Another friend might respond by thinking these thoughts. "I knew those stupid idiots at baggage claim were going to mess things up. I hate this airline, they always screw something up.  Why aren't there any competent people anymore that can do their job?!" And as this friend stomps off to yell at somebody, they feel quite angry!

Your third friend might think stress and anxiety provoking thoughts. "Oh no, what are we going to do now? I'm never going to be able to buy all the things I'm going to need down here.  I had all my favorite clothes and now my outfits are going to look totally stupid. What if they never find our bags and we never see our things again?!"

You are learning the importance of the thoughts that you attach to situations, so you think, "Well, I'd like to have my suitcase, but it's not that big a deal. The airline will probably find it in a day or two and I don't need that much to get me through.  We've got our room, were in an awesome place, and I'm going to have a blast on vacation even without my suitcase" And you are able to keep yourself fairly calm and upbeat.

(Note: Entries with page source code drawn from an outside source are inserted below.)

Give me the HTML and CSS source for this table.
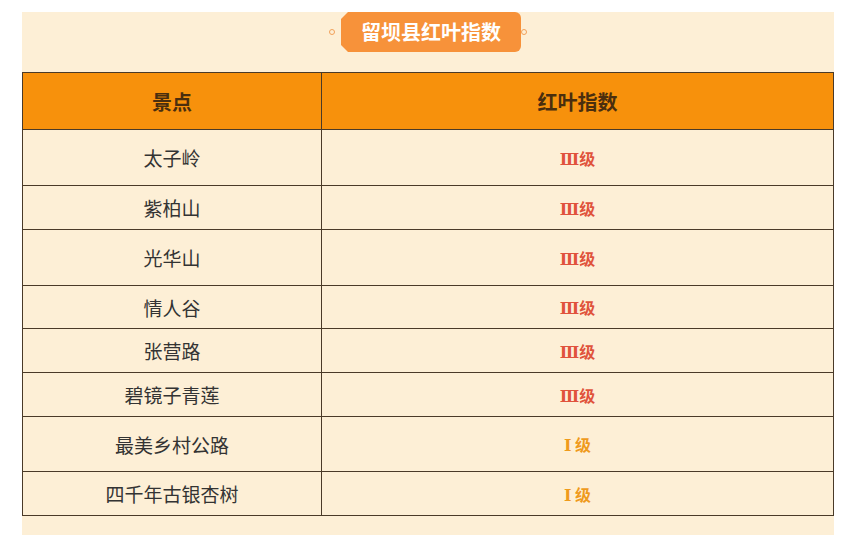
FILE: index.html
```html
<!DOCTYPE html>
<html lang="zh">
<head>
<meta charset="utf-8">
<title>留坝县红叶指数</title>
<link rel="stylesheet" href="styles.css">
</head>
<body>
<div class="panel">
  <div class="title-row">
    <span class="dot dot-l"></span>
    <div class="badge">留坝县红叶指数</div>
    <span class="dot"></span>
  </div>
  <table class="grid">
    <thead>
      <tr class="h57"><th class="c1">景点</th><th>红叶指数</th></tr>
    </thead>
    <tbody>
      <tr class="h56"><td>太子岭</td><td class="lv3"><span class="rn">Ⅲ</span>级</td></tr>
      <tr class="h44"><td>紫柏山</td><td class="lv3"><span class="rn">Ⅲ</span>级</td></tr>
      <tr class="h56"><td>光华山</td><td class="lv3"><span class="rn">Ⅲ</span>级</td></tr>
      <tr class="h43"><td>情人谷</td><td class="lv3"><span class="rn">Ⅲ</span>级</td></tr>
      <tr class="h44"><td>张营路</td><td class="lv3"><span class="rn">Ⅲ</span>级</td></tr>
      <tr class="h44"><td>碧镜子青莲</td><td class="lv3"><span class="rn">Ⅲ</span>级</td></tr>
      <tr class="h55"><td>最美乡村公路</td><td class="lv1"><span class="rn">Ⅰ</span> 级</td></tr>
      <tr class="h44"><td>四千年古银杏树</td><td class="lv1"><span class="rn">Ⅰ</span> 级</td></tr>
    </tbody>
  </table>
</div>
</body>
</html>
```
FILE: styles.css
```css
html, body {
  margin: 0;
  padding: 0;
  background: #ffffff;
  font-family: "Noto Sans CJK SC", "Noto Sans", sans-serif;
}
.panel {
  margin: 12px 0 0 22px;
  width: 812px;
  height: 523px;
  background: #fdefd6;
}
.title-row {
  display: flex;
  justify-content: center;
  align-items: center;
  height: 40px;
}
.dot {
  width: 4px;
  height: 4px;
  border: 1px solid #f2a15a;
  border-radius: 50%;
}
.dot-l { margin-right: 6px; }
.badge {
  height: 40px;
  width: 180px;
  box-sizing: border-box;
  background: #f7923a;
  color: #ffffff;
  font-weight: 700;
  font-size: 20px;
  line-height: 40px;
  text-align: center;
  border-radius: 0 6px 6px 0;
  clip-path: polygon(7px 0, 100% 0, 100% 100%, 7px 100%, 0 calc(100% - 7px), 0 7px);
}
.grid {
  margin-top: 20px;
  width: 812px;
  border-collapse: collapse;
  table-layout: fixed;
}
.grid th, .grid td {
  border: 1px solid #4a3a28;
  text-align: center;
  padding: 0;
}
.grid th {
  background: #f7910c;
  color: #4a2e0e;
  font-size: 20px;
  font-weight: 700;
}
.grid th.c1 { width: 298px; }
.grid td {
  color: #333333;
  font-size: 19px;
}
.grid td.lv3 {
  color: #e0533c;
  font-weight: 700;
  font-size: 16px;
}
.grid td.lv1 {
  color: #ef9a1c;
  font-weight: 700;
  font-size: 16px;
}
.rn {
  font-family: "DejaVu Serif", "Liberation Serif", serif;
  font-weight: 700;
}
.h57 { height: 57px; }
.h56 { height: 56px; }
.h55 { height: 55px; }
.h44 { height: 44px; }
.h43 { height: 43px; }
```
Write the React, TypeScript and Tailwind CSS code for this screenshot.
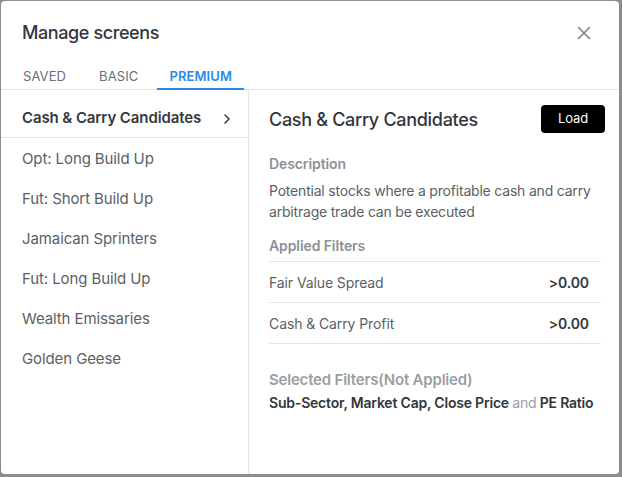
import React from "react";

const screens = [
  "Opt: Long Build Up",
  "Fut: Short Build Up",
  "Jamaican Sprinters",
  "Fut: Long Build Up",
  "Wealth Emissaries",
  "Golden Geese",
];

export default function App() {
  return (
    <div
      className="w-[622px] h-[477px] bg-[#8c8c8c] p-[1px] pr-[3px] pb-[3px]"
      style={{ fontFamily: "Inter, 'Noto Sans', sans-serif" }}
    >
      <div className="w-full h-full bg-white rounded-[4px] flex flex-col overflow-hidden">
        {/* header */}
        <div className="flex items-center justify-between pl-[21px] pr-[28px] pt-[18px] h-[45px]">
          <h1 className="text-[18px] leading-[28px] font-medium text-[#30363c] tracking-[-0.4px]">Manage screens</h1>
          <svg width="14" height="14" viewBox="0 0 14 14" className="text-[#7b8087]">
            <path d="M1.5 1.5L12.5 12.5M12.5 1.5L1.5 12.5" stroke="currentColor" strokeWidth="1.6" strokeLinecap="round" />
          </svg>
        </div>
        {/* tabs */}
        <div className="flex items-end h-[44px] border-b border-[#e4e4e4] pl-[10px] text-[13px] leading-[20px] tracking-[0.1px]">
          <div className="px-[12px] pb-[3px] text-[#6b7077]">SAVED</div>
          <div className="px-[12px] pb-[3px] ml-[9px] text-[#6b7077]">BASIC</div>
          <div className="px-[12px] pb-[2px] ml-[7px] text-[#2a8be6] font-semibold border-b-2 border-[#2a8be6] -mb-[1px]">PREMIUM</div>
        </div>
        {/* body */}
        <div className="flex flex-1 min-h-0">
          <div className="w-[248px] border-r border-[#e4e4e4] pt-[10px]">
            <div className="h-[38px] flex items-center justify-between pl-[21px] pr-[16px] border-b border-[#e4e4e4]">
              <span className="text-[15px] font-semibold text-[#33393f] tracking-[-0.1px]">Cash &amp; Carry Candidates</span>
              <svg width="10" height="12" viewBox="0 0 10 12" className="text-[#33393f]">
                <path d="M3 2L7 6L3 10" stroke="currentColor" strokeWidth="1.5" fill="none" strokeLinecap="round" strokeLinejoin="round" />
              </svg>
            </div>
            <div className="pt-[1px]">
              {screens.map((s) => (
                <div key={s} className="h-[40px] flex items-center pl-[21px] text-[15px] text-[#5a5f66] tracking-[-0.1px]">
                  {s}
                </div>
              ))}
            </div>
          </div>
          <div className="flex-1 pl-[20px] pr-[14px] pt-[15px] tracking-[-0.1px]">
            <div className="flex items-center justify-between">
              <h2 className="text-[18px] font-medium text-[#30363c] tracking-[-0.3px]">Cash &amp; Carry Candidates</h2>
              <button className="w-[64px] h-[28px] bg-black text-white text-[13px] rounded-[4px] flex items-center justify-center">
                Load
              </button>
            </div>
            <div className="mt-[20px] text-[14px] font-semibold text-[#8c9197]">Description</div>
            <p className="mt-[6px] text-[14px] leading-[21px] text-[#5a5f66] tracking-[-0.2px]">
              Potential stocks where a profitable cash and carry arbitrage trade can be executed
            </p>
            <div className="mt-[13px] text-[14px] font-semibold text-[#8c9197]">Applied Filters</div>
            <div className="mt-[5px] mr-[4px] border-t border-[#e4e4e4]">
              <div className="h-[41px] flex items-center justify-between pr-[12px] border-b border-[#e4e4e4] text-[14px]">
                <span className="text-[#5a5f66]">Fair Value Spread</span>
                <span className="font-semibold text-[#30363c]">&gt;0.00</span>
              </div>
              <div className="h-[41px] flex items-center justify-between pr-[12px] border-b border-[#e4e4e4] text-[14px]">
                <span className="text-[#5a5f66]">Cash &amp; Carry Profit</span>
                <span className="font-semibold text-[#30363c]">&gt;0.00</span>
              </div>
            </div>
            <div className="mt-[25px] text-[15px] font-semibold text-[#9a9ea4] tracking-[-0.2px]">Selected Filters(Not Applied)</div>
            <div className="mt-[0px] text-[14px] font-semibold text-[#30363c] tracking-[-0.2px]">
              Sub-Sector, Market Cap, Close Price <span className="font-normal text-[#9a9ea4]">and</span> PE Ratio
            </div>
          </div>
        </div>
      </div>
    </div>
  );
}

There are multiple little and sometimes big life situations or events that happen in a day or week to which we attach our characteristic thoughts.  Begin by simply catching and observing as often as possible the self-talk that you tend to put on these situations.  Recognition of when you are engaging in your characteristic thinking patterns is an initial step toward being able to better change your self-talk to the calming, upbeat, reassuring thoughts that will lead to the more pervasive feelings of peace and happiness that you may desire.